Code Studio resource files are available at /home/dataiku/workspace/code_studio-resources in the Code Studio by default.

User config files

These files are shared across all Code Studios of a user and are not shared between users.

They are useful to store user settings.

In the built-in blocks for Visual Studio Code, RStudio Server and JupyterLab, this folder is used to store the IDE configuration.

User config files are available at /home/dataiku/workspace/user-versioned in the Code Studio by default.

User resource files

These files are shared across all Code Studios of a user and are not shared between users. They are not versioned.

They are useful to store user artifacts that should not be versioned, such as plugins, tools, …

User resource files are available at /home/dataiku/workspace/user-resources in the Code Studio by default.

Requirements

Note

We recommend using Dataiku Cloud Stacks or Dataiku Online, which fulfills all Code Studios requirements out of the box.

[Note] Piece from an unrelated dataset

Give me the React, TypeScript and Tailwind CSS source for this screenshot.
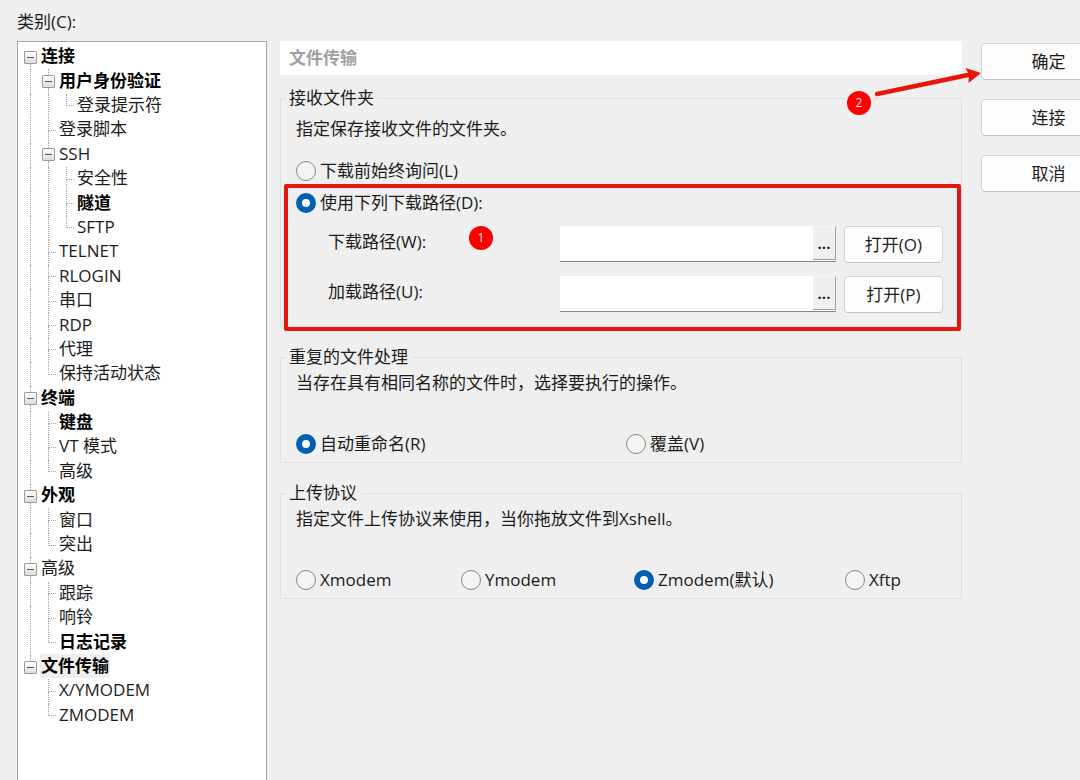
import { useState } from "react";
import type { ReactNode } from "react";

type TreeNode = { label: string; bold?: boolean; selected?: boolean; children?: TreeNode[] };

const TREE: TreeNode[] = [
  {
    label: "连接",
    bold: true,
    children: [
      { label: "用户身份验证", bold: true, children: [{ label: "登录提示符" }] },
      { label: "登录脚本" },
      { label: "SSH", children: [{ label: "安全性" }, { label: "隧道", bold: true }, { label: "SFTP" }] },
      { label: "TELNET" },
      { label: "RLOGIN" },
      { label: "串口" },
      { label: "RDP" },
      { label: "代理" },
      { label: "保持活动状态" },
    ],
  },
  { label: "终端", bold: true, children: [{ label: "键盘", bold: true }, { label: "VT 模式" }, { label: "高级" }] },
  { label: "外观", bold: true, children: [{ label: "窗口" }, { label: "突出" }] },
  { label: "高级", children: [{ label: "跟踪" }, { label: "响铃" }, { label: "日志记录", bold: true }] },
  {
    label: "文件传输",
    bold: true,
    selected: true,
    children: [{ label: "X/YMODEM" }, { label: "ZMODEM" }],
  },
];

type Row = { node: TreeNode; ancestors: boolean[]; last: boolean; first: boolean };

function flatten(nodes: TreeNode[], ancestors: boolean[] = []): Row[] {
  return nodes.flatMap((node, i) => {
    const last = i === nodes.length - 1;
    const first = i === 0 && ancestors.length === 0;
    return [
      { node, ancestors, last, first },
      ...(node.children ? flatten(node.children, [...ancestors, !last]) : []),
    ];
  });
}

const ROWS = flatten(TREE);

function Guide({ on }: { on: boolean }) {
  return (
    <span className="flex w-[18px] shrink-0 pl-2">
      {on && <span className="border-l border-dotted border-[#a6a6a6]" />}
    </span>
  );
}

function Branch({ row }: { row: Row }) {
  const line = "ml-2 flex-1 border-l border-dotted ";
  if (row.node.children) {
    return (
      <span className="flex w-[18px] shrink-0 flex-col">
        <span className={line + (row.first ? "border-transparent" : "border-[#a6a6a6]")} />
        <span className="ml-0.5 flex h-[13px] w-[13px] items-center justify-center rounded-[1px] border border-[#9c9c9c] bg-linear-to-b from-white to-[#dcdcdc]">
          <span className="h-px w-[7px] bg-[#4d5a78]" />
        </span>
        <span className={line + (row.last ? "border-transparent" : "border-[#a6a6a6]")} />
      </span>
    );
  }
  return (
    <span className="flex w-[18px] shrink-0 flex-col pr-0.5">
      <span className="ml-2 flex-1 border-b border-l border-dotted border-[#a6a6a6]" />
      <span className={line + (row.last ? "border-transparent" : "border-[#a6a6a6]")} />
    </span>
  );
}

function CategoryTree() {
  return (
    <ul
      aria-labelledby="category-label"
      className="grid h-[683px] auto-rows-fr pl-1"
    >
      {ROWS.map((row, i) => (
        <li key={i} className="flex items-stretch">
          {row.ancestors.map((on, k) => (
            <Guide key={k} on={on} />
          ))}
          <Branch row={row} />
          <span
            className={
              "mb-0.5 self-center px-px leading-6 " +
              (row.node.bold ? "font-bold text-black " : "") +
              (row.node.selected ? "bg-[#efefef]" : "")
            }
          >
            {row.node.label}
          </span>
        </li>
      ))}
    </ul>
  );
}

function Radio(props: { name: string; label: string; checked: boolean; onSelect: () => void }) {
  return (
    <label className="flex items-center gap-1 leading-6 whitespace-nowrap">
      <input
        type="radio"
        name={props.name}
        checked={props.checked}
        onChange={props.onSelect}
        className="h-5 w-5 shrink-0 appearance-none rounded-full border border-[#868686] bg-[#f4f4f4] checked:border-[6px] checked:border-[#005fb3] checked:bg-white"
      />
      {props.label}
    </label>
  );
}

function Group({ title, children }: { title: string; children: ReactNode }) {
  return (
    <fieldset className="relative min-w-0 border border-[#dfdfdf] px-[15px]">
      <legend className="-ml-[11px] px-1 leading-6">{title}</legend>
      {children}
    </fieldset>
  );
}

function PushButton({ className, children }: { className: string; children: ReactNode }) {
  return (
    <button
      type="button"
      className={
        "h-[37px] shrink-0 rounded-[4px] border border-[#d4d4d4] border-b-[#c4c4c4] bg-[#fdfdfd] leading-6 " +
        className
      }
    >
      {children}
    </button>
  );
}

function PathRow({ id, label, action }: { id: string; label: string; action: string }) {
  return (
    <div className="flex pr-[3px] pl-8">
      <label htmlFor={id} className="w-[232px] shrink-0 pt-1 leading-6">
        {label}
      </label>
      <div className="flex h-9 min-w-0 flex-1 border-b border-[#868686] bg-white">
        <input id={id} type="text" className="min-w-0 flex-1 bg-white px-2 outline-none" />
        <button
          type="button"
          aria-label={"浏览" + label}
          className="mb-px w-[23px] border-t border-r border-b border-t-[#f6f6f6] border-r-[#a0a0a0] border-b-[#a0a0a0] bg-[#efefef] text-[15px] leading-6 font-bold"
        >
          ...
        </button>
      </div>
      <PushButton className="ml-2 w-[99px]">{action}</PushButton>
    </div>
  );
}

function Badge({ className, children }: { className: string; children: ReactNode }) {
  return (
    <span
      className={
        "absolute flex h-6 w-6 items-center justify-center rounded-full bg-[#fe0000] text-[12px] text-[#ffe0e0] " +
        className
      }
    >
      {children}
    </span>
  );
}

const PROTOCOLS = ["Xmodem", "Ymodem", "Zmodem(默认)", "Xftp"];

export default function App() {
  const [target, setTarget] = useState("path");
  const [duplicate, setDuplicate] = useState("rename");
  const [protocol, setProtocol] = useState("Zmodem(默认)");

  return (
    <div className="flex h-screen overflow-hidden bg-[#efefef] pl-[17px] font-['Open_Sans','Noto_Sans_CJK_SC',sans-serif] text-[17px] text-[#1c1c1c]">
      <aside className="flex w-[250px] shrink-0 flex-col pt-[10px]">
        <span id="category-label" className="leading-6">
          类别(C):
        </span>
        <div className="mt-[7px] flex-1 border border-b-0 border-[#a3a3a3] bg-white pt-[3px]">
          <CategoryTree />
        </div>
      </aside>

      <main className="relative ml-[13px] min-w-0 flex-1 pt-[41px]">
        <h1 className="bg-white px-[9px] py-[5px] leading-6 font-bold text-[#a0a0a0]">文件传输</h1>

        <div className="mt-[11px] flex flex-col gap-[18px]">
          <Group title="接收文件夹">
            <p className="pt-[7px] leading-6">指定保存接收文件的文件夹。</p>
            <div className="mt-[18px] flex flex-col gap-2">
              <Radio
                name="target"
                label="下载前始终询问(L)"
                checked={target === "ask"}
                onSelect={() => setTarget("ask")}
              />
              <Radio
                name="target"
                label="使用下列下载路径(D):"
                checked={target === "path"}
                onSelect={() => setTarget("path")}
              />
            </div>
            <div className="mt-[11px] mb-[13px] flex flex-col gap-[13px]">
              <PathRow id="download-path" label="下载路径(W):" action="打开(O)" />
              <PathRow id="load-path" label="加载路径(U):" action="打开(P)" />
            </div>
            <div className="pointer-events-none absolute right-0 -bottom-[5px] left-[3px] h-[147px] rounded-[2px] border-4 border-[#e8150b]" />
            <Badge className="top-[116px] left-[188px]">1</Badge>
          </Group>

          <Group title="重复的文件处理">
            <p className="pt-0.5 leading-6">当存在具有相同名称的文件时，选择要执行的操作。</p>
            <div className="mt-[37px] mb-1.5 grid grid-cols-[330px_1fr]">
              <Radio
                name="duplicate"
                label="自动重命名(R)"
                checked={duplicate === "rename"}
                onSelect={() => setDuplicate("rename")}
              />
              <Radio
                name="duplicate"
                label="覆盖(V)"
                checked={duplicate === "overwrite"}
                onSelect={() => setDuplicate("overwrite")}
              />
            </div>
          </Group>

          <Group title="上传协议">
            <p className="pt-0.5 leading-6">指定文件上传协议来使用，当你拖放文件到Xshell。</p>
            <div className="mt-[37px] mb-1.5 grid grid-cols-[165px_173px_211px_1fr]">
              {PROTOCOLS.map((name) => (
                <Radio
                  key={name}
                  name="protocol"
                  label={name}
                  checked={protocol === name}
                  onSelect={() => setProtocol(name)}
                />
              ))}
            </div>
          </Group>
        </div>

        <Badge className="top-[91px] right-[91px]">2</Badge>
        <svg
          aria-hidden="true"
          width="110"
          height="34"
          viewBox="0 0 110 34"
          className="pointer-events-none absolute top-[66px] -right-[20px] z-10"
        >
          <path d="M5 28 L96 9" stroke="#ea1409" strokeWidth="4.4" strokeLinecap="round" />
          <path d="M109 7 L93.500 2 L97 8.500 L96.500 17 Z" fill="#ea1409" />
        </svg>
      </main>

      <div className="-mr-9 ml-[19px] flex w-[135px] shrink-0 flex-col gap-[19px] pt-[43px]">
        <PushButton className="w-full">确定</PushButton>
        <PushButton className="w-full">连接</PushButton>
        <PushButton className="w-full">取消</PushButton>
      </div>
    </div>
  );
}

In order to use Code Studios:

  • Elastic AI computation must be fully set up (which includes having a containerized execution config, having the ability to build images and push them to the registry, and having a cluster defined)

  • Your kubectl version should be at least 1.23.

Technical details

At its core, a Code Studio is a Kubernetes pod running an HTTP server in a Kubernetes cluster. DSS starts it and shuttles files between the DSS instance and the container inside the pod, then forwards requests on the DSS UI to the HTTP server.

To start and connect to a pod in a Kubernetes cluster, DSS must:

  • prepare container images

  • prepare Kubernetes resource definitions to start a pod in the cluster

  • identify ports on which the pod serves its app

All this is defined within the Code Studio template. Additionally, the template defines which files from the DSS filesystem are shared with the container in the cluster.

Once a Code Studio template has been prepared and is available to some users, they can start creating Code Studios to run the application(s) defined in that template, and access it via DSS. Here, “application” is something served by an HTTP server, and the runtime is hosting the HTTP server. Each Code Studio spawns some Kubernetes resources, typically a deployment, leading to a pod somewhere in the cluster running the application(s). DSS then synchronizes the files from the DSS filesystem to the container in the pod, as defined in the template, and starts the web server in the container.

Once running, the user can connect to all applications (that is, their HTTP servers) running in the container, use them as appropriate to edit files or perform analyses, and finally synchronize back modified files from the container to the DSS filesystem.